Return (alignment length, similarity errors, mean_pid) tuple.

Parameters:
  • filename – Path, path to .blast_tab file
  • fraglengths – Optional[Dict], dictionary of fragment lengths for each genome.
  • mode – str, analysis type (ANIb or ANIblastall)

Calculate the alignment length and total number of similarity errors (as we would with ANIm), as well as the Goris et al.-defined mean identity of all valid BLAST matches for the passed BLASTALL alignment .blast_tab file.

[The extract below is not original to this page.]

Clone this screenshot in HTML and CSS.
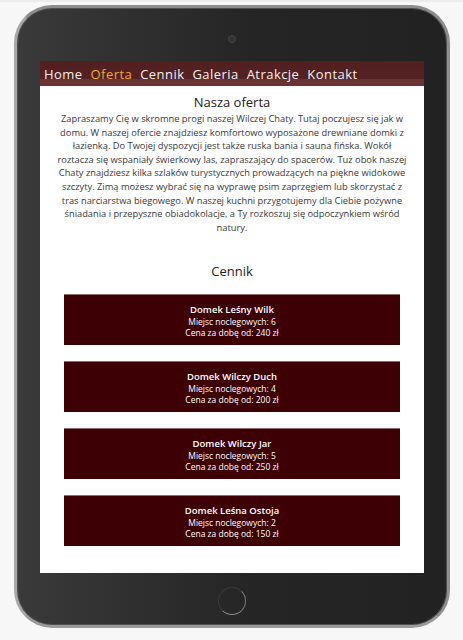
FILE: index.html
```html
<!DOCTYPE html>
<html lang="pl">
<head>
<meta charset="utf-8">
<title>Wilcza Chata</title>
<link rel="stylesheet" href="styles.css">
</head>
<body>
<div class="topline"></div>
<div class="tablet">
  <div class="camera"></div>
  <div class="screen">
    <nav class="nav">
      <a class="nav-item">Home</a>
      <a class="nav-item active">Oferta</a>
      <a class="nav-item">Cennik</a>
      <a class="nav-item">Galeria</a>
      <a class="nav-item">Atrakcje</a>
      <a class="nav-item">Kontakt</a>
    </nav>
    <main class="content">
      <h2 class="title">Nasza oferta</h2>
      <p class="text">Zapraszamy Cię w skromne progi naszej Wilczej Chaty. Tutaj poczujesz się jak w<br>domu. W naszej ofercie znajdziesz komfortowo wyposażone drewniane domki z<br>łazienką. Do Twojej dyspozycji jest także ruska bania i sauna fińska. Wokół<br>roztacza się wspaniały świerkowy las, zapraszający do spacerów. Tuż obok naszej<br>Chaty znajdziesz kilka szlaków turystycznych prowadzących na piękne widokowe<br>szczyty. Zimą możesz wybrać się na wyprawę psim zaprzęgiem lub skorzystać z<br>tras narciarstwa biegowego. W naszej kuchni przygotujemy dla Ciebie pożywne<br>śniadania i przepyszne obiadokolacje, a Ty rozkoszuj się odpoczynkiem wśród<br>natury.</p>
      <h2 class="title title-price">Cennik</h2>
      <div class="cards">
        <div class="card">
          <div class="card-name">Domek Leśny Wilk</div>
          <div class="card-line">Miejsc noclegowych: 6</div>
          <div class="card-line">Cena za dobę od: 240 zł</div>
        </div>
        <div class="card">
          <div class="card-name">Domek Wilczy Duch</div>
          <div class="card-line">Miejsc noclegowych: 4</div>
          <div class="card-line">Cena za dobę od: 200 zł</div>
        </div>
        <div class="card">
          <div class="card-name">Domek Wilczy Jar</div>
          <div class="card-line">Miejsc noclegowych: 5</div>
          <div class="card-line">Cena za dobę od: 250 zł</div>
        </div>
        <div class="card">
          <div class="card-name">Domek Leśna Ostoja</div>
          <div class="card-line">Miejsc noclegowych: 2</div>
          <div class="card-line">Cena za dobę od: 150 zł</div>
        </div>
      </div>
    </main>
  </div>
  <div class="home-button"></div>
</div>
</body>
</html>
```
FILE: styles.css
```css
html, body {
  margin: 0;
  padding: 0;
}
body {
  background: #f7f7f7;
  font-family: "Open Sans", "Liberation Sans", sans-serif;
  width: 463px;
  height: 640px;
  overflow: hidden;
}
.topline {
  height: 2px;
  background: #ececec;
}
.tablet {
  box-sizing: border-box;
  margin: 3px 0 0 14px;
  width: 436px;
  height: 623px;
  border-radius: 38px;
  border: 3px solid #8e8e8e;
  border-left-color: #a8a8a8;
  border-bottom-color: #9a9a9a;
  background: linear-gradient(to right, #3a3a3a 0%, #303030 25%, #252525 55%, #222222 100%);
  box-shadow: inset 0 0 0 1px #505050;
  display: flex;
  flex-direction: column;
  align-items: center;
}
.camera {
  width: 6px;
  height: 6px;
  border-radius: 50%;
  background: #333;
  border: 1px solid #444;
  margin-top: 27px;
  margin-bottom: 18px;
}
.screen {
  width: 384px;
  height: 512px;
  background: #fff;
  overflow: hidden;
}
.nav {
  height: 25px;
  background: linear-gradient(#521f20 0, #552223 70%, #693233 70%, #693233 100%);
  display: flex;
  gap: 8px;
  padding: 0 0 0 4px;
  align-items: flex-start;
}
.nav-item {
  color: #f6f0f0;
  font-size: 13px;
  letter-spacing: 0.45px;
  line-height: 26px;
}
.nav-item.active {
  color: #f2a73a;
}
.content {
  padding: 8px 0 0;
}
.title {
  margin: 0;
  font-size: 13px;
  font-weight: 400;
  color: #222;
  text-align: center;
  line-height: 16px;
}
.text {
  margin: 2px 0 0;
  padding: 0 4px;
  font-size: 9.3px;
  line-height: 13.6px;
  color: #383838;
  text-align: center;
}
.title-price {
  margin-top: 29px;
}
.cards {
  margin: 15px 24px 0;
  display: flex;
  flex-direction: column;
  gap: 16px;
}
.card {
  height: 51px;
  box-sizing: border-box;
  background: #3c0005;
  border-top: 1px solid #8c6c6c;
  color: #fff;
  text-align: center;
  padding-top: 9px;
}
.card-name {
  font-size: 9.5px;
  font-weight: 600;
  line-height: 12px;
}
.card-line {
  font-size: 8.5px;
  line-height: 11px;
}
.home-button {
  box-sizing: border-box;
  width: 28px;
  height: 28px;
  border-radius: 50%;
  margin-top: 14px;
  border: 1.5px solid #3a3a3a;
  border-right-color: #7a7a7a;
  border-bottom-color: #8a8a8a;
}
```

‘’’ANI between the query genome and the reference genome was calculated as the mean identity of all BLASTN matches that showed more than 30% overall sequence identity (recalculated to an identity along the entire sequence) over an alignable region of at least 70% of their length. ‘’’

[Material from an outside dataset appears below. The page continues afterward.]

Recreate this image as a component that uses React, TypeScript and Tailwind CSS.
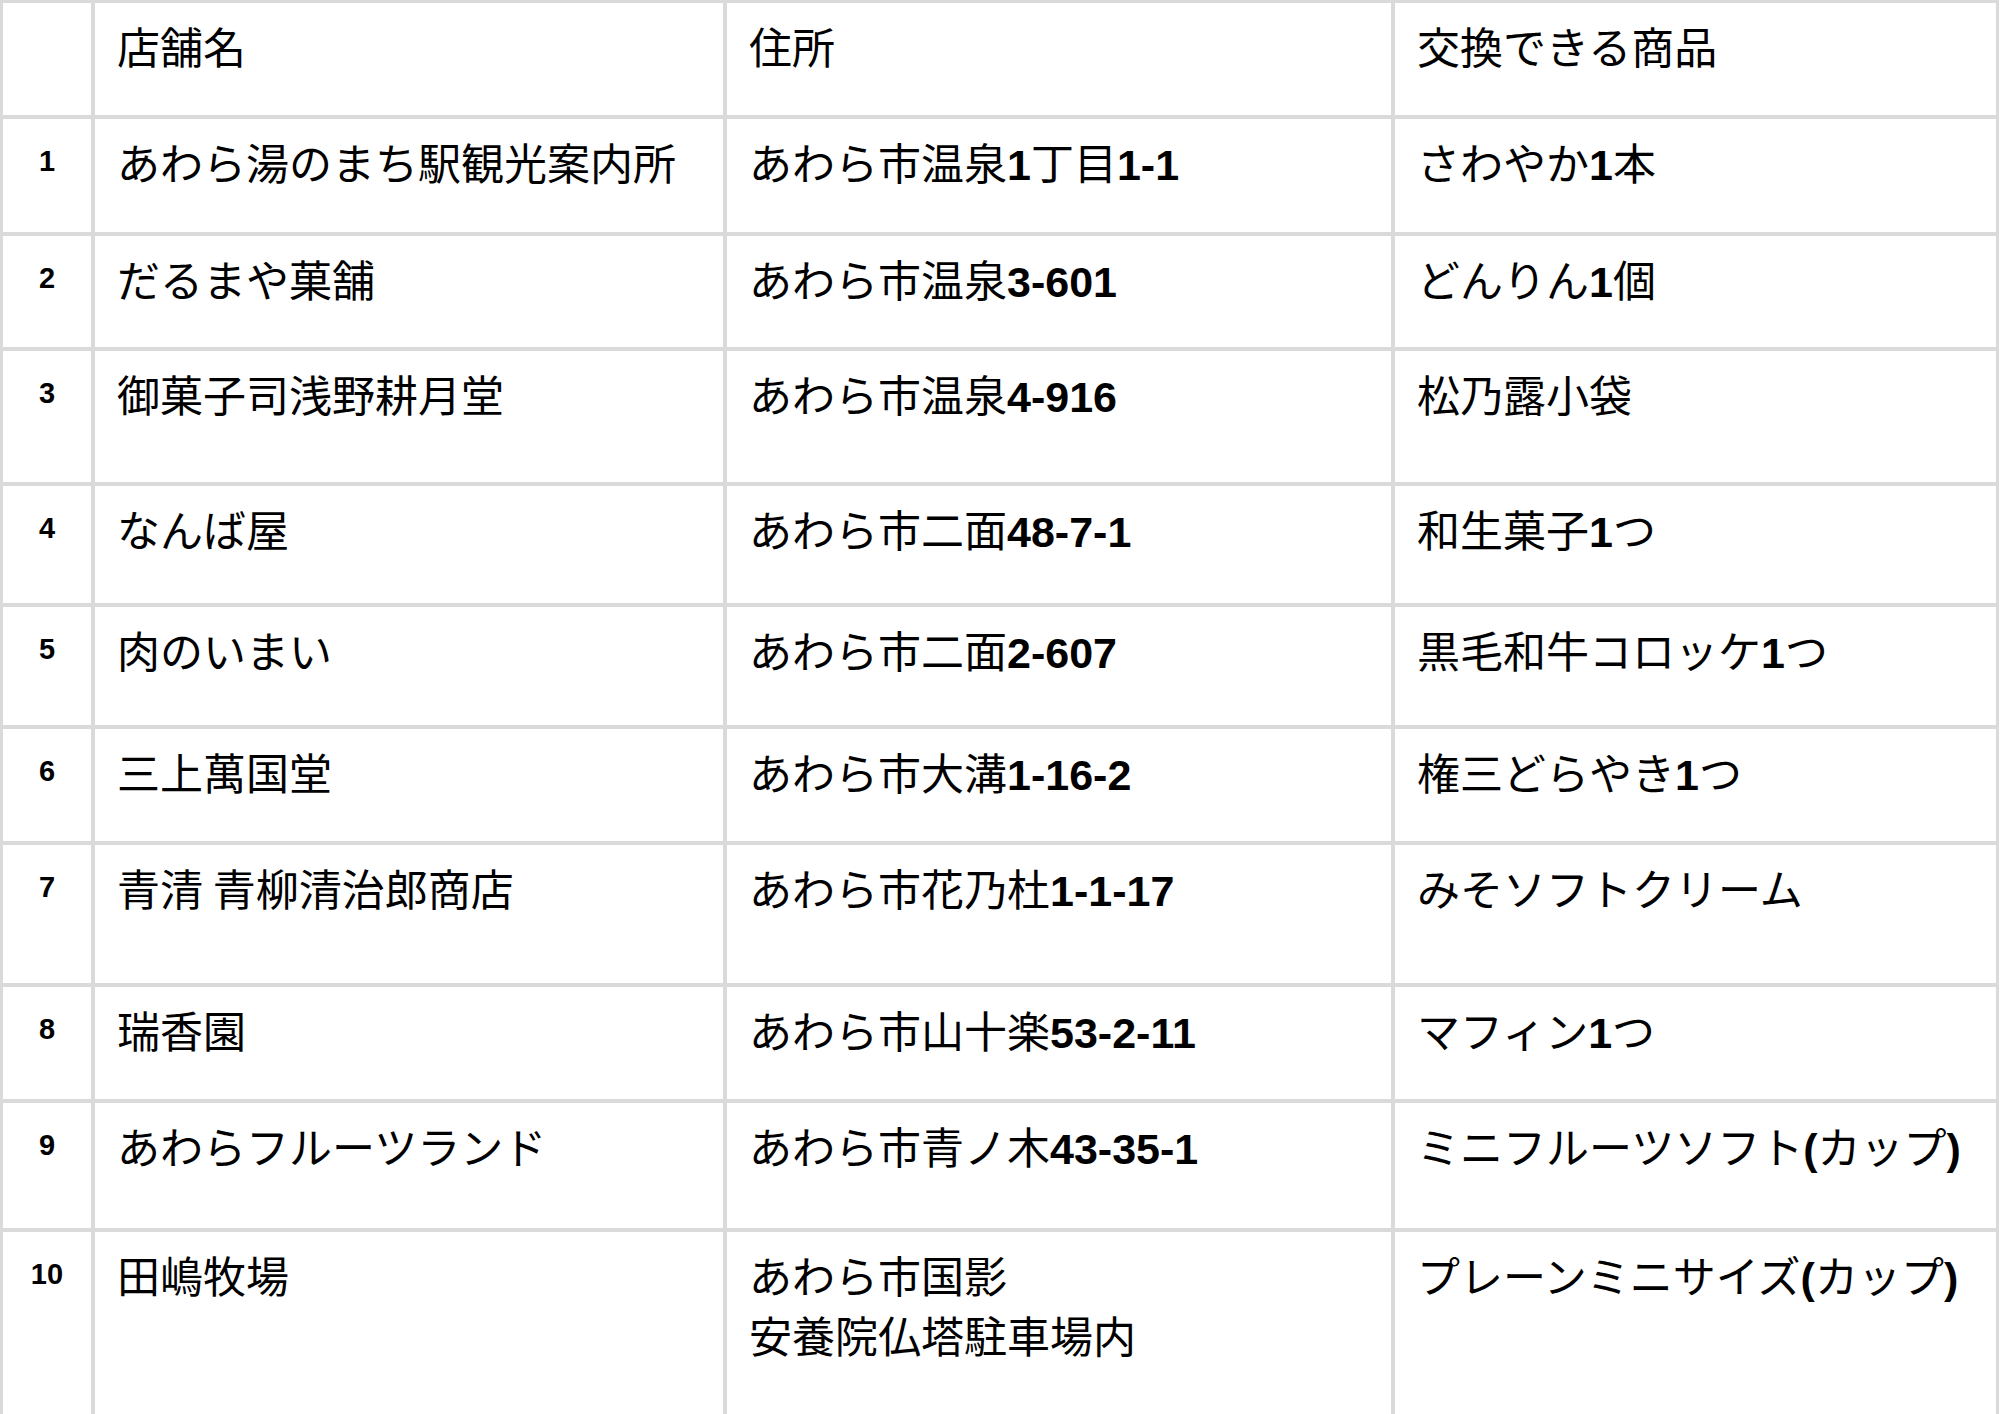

pyani.anib.process_blast(blast_dir: pathlib.Path, org_lengths: Dict[KT, VT], fraglengths: Dict[KT, VT], mode: str = 'ANIb', logger: Optional[logging.Logger] = None) → pyani.pyani_tools.ANIResults[source]

Return tuple of ANIb results for .blast_tab files in the output dir.

Parameters:
  • blast_dir – Path, path to the directory containing .blast_tab files
  • org_lengths – Dict, the base count for each input sequence
  • fraglengths – dictionary of query sequence fragment lengths, only needed for BLASTALL output
  • mode – str, analysis type (ANIb or ANIblastall)
  • logger – a logger for messages

Returns the following pandas dataframes in an ANIResults object; query sequences are rows, subject sequences are columns:

  • alignment_lengths - non-symmetrical: total length of alignment
  • percentage_identity - non-symmetrical: ANIb (Goris) percentage identity
  • alignment_coverage - non-symmetrical: coverage of query
  • similarity_errors - non-symmetrical: count of similarity errors

May throw a ZeroDivisionError if one or more BLAST runs failed, or a very distant sequence was included in the analysis.